DML Analysis Part 9

Gene Enrichment Results from compGO

Mike fixed the gene enrichment tool, so I got to use it! Good thing, becuase ReVIGO is currently down and I cannot generate gene enrichment visualizations any other way. All of this information can be found in my R Markdown analysis notebook.

The website expects inputs in the sp Q9C098 DCLK3_HUMAN format.

screen shot 2018-09-16 at 3 02 08 pm 2

Figure 1. compGO interface.

This means I don’t need to unfold the specific code from anything. The tool generates both reports and images, all of which can be found in this folder. I can also do comparisons between two different lists, which is useful. I used a p-value of 1e-2, the default, for each enrichment.

DML-mRNA overlaps

Overrepresented biological processes include cytoskeletal growth and reorganization, transcription and translation regulation, and metabolic processes. I had no terms relating to methylation in this enrichment, but I did in my DAVID enrichment. This is probably due to the differences in p-value cutoffs I used with each method.




Figures 2-4. Gene enrichment visualizations for biological processes, cellular components, and molecular functions.

Exon and intron Uniprot codes

To get Uniprot codes for DML-Exon and DML-Intron overlaps, I used intersectBed with the -wao argument to find overlaps between these two files and the mRNA gff. -wao allowed me to write out the overlaps between the DML-Exon or DML-Intron file with the mRNA and count the number of overlaps. If there was no overlap (which was unlikely), then the DML-Exon or DML-Intron file information was written out with NULL to indicate that particular exon or intron had no overlap in the mRNA file.

I tried using the Uniprot code list from the DML-Exon file, but it kept crashing the tool. I found that the DML-Exon file is really large. There seem to be a bunch of repeating lines. Not sure if that’s just because several genome chunks lead to different mRNAs, and thus, different exon patterns, or if there was a problem with the -wao argument. If it’s just a problem with file size, I’ll need to ask Mike if that’s something he can accomodate. This is something I will need to investigate more after PCSGA.

DML-Intron overlaps

The overrepresented biological processes in the DML-Intron overlaps were focused on cellular components, like microtubules, organization and regulation of those components, and developmental processes. There was no indication of transcription or translation processes.




Figures 5-7. Gene enrichment visualizations for biological processes, cellular components, and molecular functions.

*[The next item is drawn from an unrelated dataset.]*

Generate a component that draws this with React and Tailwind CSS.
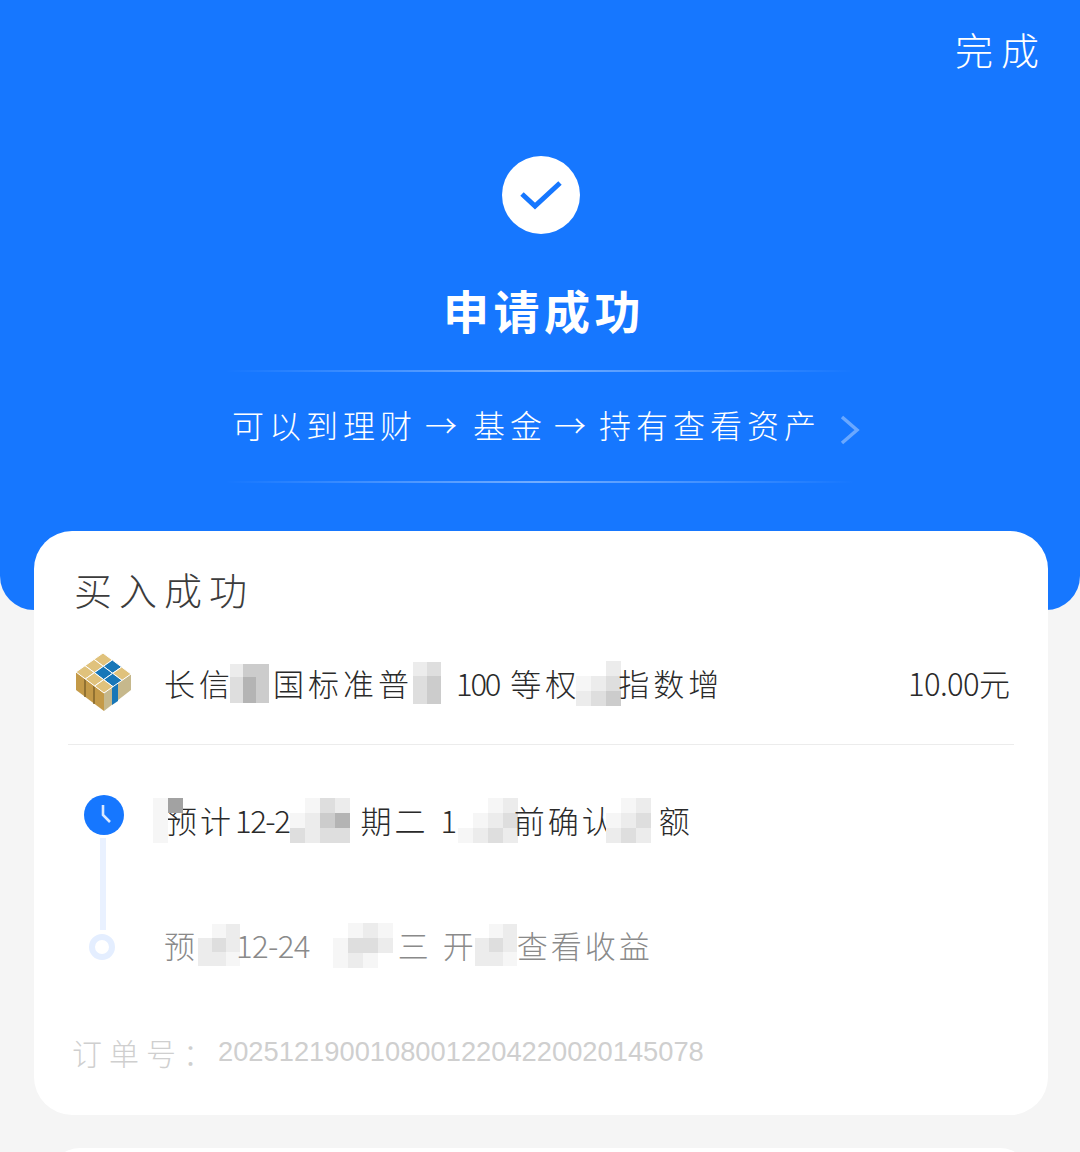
import React from 'react'

const CJK = "font-['Noto_Sans_CJK_SC','Noto_Sans',sans-serif]"

// grey blocks of the censored text, one string per row, digit = darkness
const SHADES = { 0: 'transparent', 1: '#f6f6f6', 2: '#ececec', 3: '#dedede', 4: '#cccccc', 5: '#b4b4b4', 6: '#a2a2a2' }

function Mosaic({ cells, size = 15, className = '' }) {
  return (
    <div className={`flex shrink-0 flex-col ${className}`}>
      {cells.map((row, i) => (
        <div key={i} className="flex">
          {row.split('').map((c, j) => (
            <div key={j} style={{ width: size, height: size, background: SHADES[c] }} />
          ))}
        </div>
      ))}
    </div>
  )
}

// top face of the logo cube, 3x3 tiles; T = back corner
const tilePoint = (u, v) => [27 + u * 28 / 3 - v * 27 / 3, 1 + u * 21 / 3 + v * 19 / 3]
const BLUE_TILES = ['1,0', '1,1', '2,1']

function Logo() {
  const tiles = []
  for (let u = 0; u < 3; u++) {
    for (let v = 0; v < 3; v++) {
      const pts = [tilePoint(u, v), tilePoint(u + 1, v), tilePoint(u + 1, v + 1), tilePoint(u, v + 1)]
      tiles.push({ key: `${u},${v}`, d: pts.map(p => p.join(',')).join(' ') })
    }
  }
  return (
    <svg width="56" height="60" viewBox="0 0 56 60" className="mt-[2px] shrink-0">
      <path d="M0 20 L28 41 L28 59 L0 38 Z" fill="#c49a48" />
      <path d="M55 22 L28 41 L28 59 L55 38 Z" fill="#c6b88c" />
      <path d="M9 27 L9 45 M18 34 L18 52" stroke="#7d6128" strokeWidth="1.4" />
      <path d="M36 35 L42 31 L42 49 L36 53 Z" fill="#1877b8" />
      {tiles.map(t => (
        <polygon
          key={t.key}
          points={t.d}
          fill={BLUE_TILES.includes(t.key) ? '#1877b8' : '#e0c27c'}
          stroke="#fff"
          strokeWidth="1"
        />
      ))}
    </svg>
  )
}

function Divider() {
  return <div className="h-[2px] w-[630px] bg-gradient-to-r from-transparent via-[#ffffff66] to-transparent" />
}

export default function App() {
  return (
    <div className={`relative h-[1152px] w-[1080px] overflow-hidden bg-[#f5f5f5] ${CJK}`}>
      <div className="flex h-[610px] flex-col items-center rounded-b-[34px] bg-[#1677ff] text-white">
        <div className="flex h-[156px] w-full justify-end pr-[33px] pt-[22px] text-[38px] leading-[54px] tracking-[8px] font-light">
          完成
        </div>
        <div className="ml-[2px] flex h-[78px] w-[78px] items-center justify-center rounded-full bg-white">
          <svg width="44" height="30" viewBox="0 0 44 30" fill="none">
            <path d="M3 14 L16 26 L41 3" stroke="#1677ff" strokeWidth="5" />
          </svg>
        </div>
        <div className="mt-[46px] h-[58px] pl-[8px] text-[46px] font-bold leading-[58px] tracking-[4.5px]">申请成功</div>
        <div className="mt-[32px]"><Divider /></div>
        <div className="mt-[23px] flex h-[58px] w-[640px] items-center whitespace-nowrap pl-[12px] text-[32px] font-light leading-[58px] tracking-[5px]">
          <span>可以到理财</span>
          <span className="ml-[8px] mr-[11px]">→</span>
          <span>基金</span>
          <span className="ml-[7px] mr-[8px]">→</span>
          <span>持有查看资产</span>
          <svg width="20" height="32" viewBox="0 0 20 32" fill="none" className="ml-auto mt-[12px] shrink-0">
            <path d="M2 3 L17 16 L2 29" stroke="#6aa8ff" strokeWidth="3.5" />
          </svg>
        </div>
        <div className="mt-[28px]"><Divider /></div>
      </div>

      <div className="relative z-10 mx-[34px] mt-[-79px] h-[584px] w-[1014px] rounded-[38px] bg-white px-[34px]">
        <div className="pl-[6px] pt-[33px] text-[38px] font-light leading-[50px] tracking-[7px] text-[#3c3c3c]">买入成功</div>

        <div className="mt-[36px] flex h-[95px] items-start border-b border-[#ececec] pl-[8px]">
          <Logo />
          <div className="ml-[32px] mt-[11px] flex h-[44px] items-center whitespace-nowrap text-[31px] font-light tracking-[4px] text-[#2a2a2a]">
            <span>长信</span>
            <Mosaic size={13} className="ml-[-4px] mr-[4px]" cells={['244', '354', '354']} />
            <span>国标准普</span>
            <Mosaic size={14} cells={['230', '340', '340']} />
            <span className="ml-[1px] tracking-[-2.2px]">100</span>
            <span className="ml-[11px]">等权</span>
            <Mosaic size={15} className="ml-[-4px]" cells={['002', '123', '234']} />
            <span className="ml-[-3px]">指数增</span>
          </div>
          <div className="ml-auto mr-[4px] mt-[11px] h-[44px] text-[31px] font-light leading-[44px] text-[#2a2a2a]">
            <span className="tracking-[-0.6px]">10.00</span>元
          </div>
        </div>

        <div className="relative mt-[50px] flex h-[60px] pl-[16px]">
          <div className="flex h-[40px] w-[40px] shrink-0 items-center justify-center rounded-full bg-[#1677ff]">
            <svg width="24" height="24" viewBox="0 0 24 24" fill="none">
              <path d="M11 2 L11 12 L18 19" stroke="#dbe9ff" strokeWidth="2.6" />
            </svg>
          </div>
          <div className="ml-[42px] mt-[3px] flex h-[44px] items-center whitespace-nowrap text-[31px] font-light tracking-[3px] text-[#2a2a2a]">
            <span>预计</span>
            <span className="ml-[1px] tracking-[-1.4px]">12-2</span>
            <Mosaic size={15} className="ml-[1px] mr-[10px]" cells={['0132', '1245', '3233']} />
            <span>期二</span>
            <span className="ml-[12px] tracking-[-1.4px]">1</span>
            <Mosaic size={15} className="ml-[2px] mr-[-4px]" cells={['0012', '0123', '1232']} />
            <span>前确认</span>
            <Mosaic size={15} className="ml-[-10px] mr-[8px]" cells={['012', '123', '232']} />
            <span>额</span>
          </div>
          <Mosaic size={15} className="absolute left-[85px] top-[3px]" cells={['16', '10', '10']} />
        </div>

        <div className="absolute left-[66px] top-[307px] h-[92px] w-[6px] bg-[#e9f1ff]" />

        <div className="mt-[68px] flex h-[60px] pl-[16px]">
          <div className="ml-[5px] mt-[11px] h-[26px] w-[26px] shrink-0 rounded-full border-[6px] border-[#e4eeff]" />
          <div className="ml-[49px] flex h-[44px] items-center whitespace-nowrap text-[31px] font-light tracking-[3px] text-[#8a8a8a]">
            <span>预</span>
            <Mosaic size={14} className="mr-[-4px]" cells={['012', '232', '221']} />
            <span className="tracking-[-0.6px]">12-24</span>
            <Mosaic size={15} className="ml-[23px] mr-[5px]" cells={['0121', '1332', '1210']} />
            <span>三</span>
            <span className="ml-[11px]">开</span>
            <Mosaic size={14} className="ml-[-2px]" cells={['012', '232', '221']} />
            <span>查看收益</span>
          </div>
        </div>

        <div className="mt-[47px] flex items-center whitespace-nowrap pl-[4px] text-[#cfcfcf]">
          <span className="w-[146px] text-[30px] font-light leading-[44px] tracking-[7px]">订单号：</span>
          <span className="font-['Liberation_Sans',sans-serif] text-[27.3px] leading-[44px]">20251219001080012204220020145078</span>
        </div>
      </div>

      <div className="mx-[50px] mt-[33px] h-[60px] rounded-t-[30px] bg-white" />
    </div>
  )
}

Biological processes comparison


Figure 8. Comparison of DML-mRNA and DML-Intron gene enrichment.

Going forward


  • Focus on compGO output for DML-mRNA gene enrichment for main story

For the paper:

  • Figure out problem with DML-Exon overlap and get compGO output
  • Flanking element gene enrichment
  • All component gene enrichment
  • Compare all gene enrichment results
Written on September 16, 2018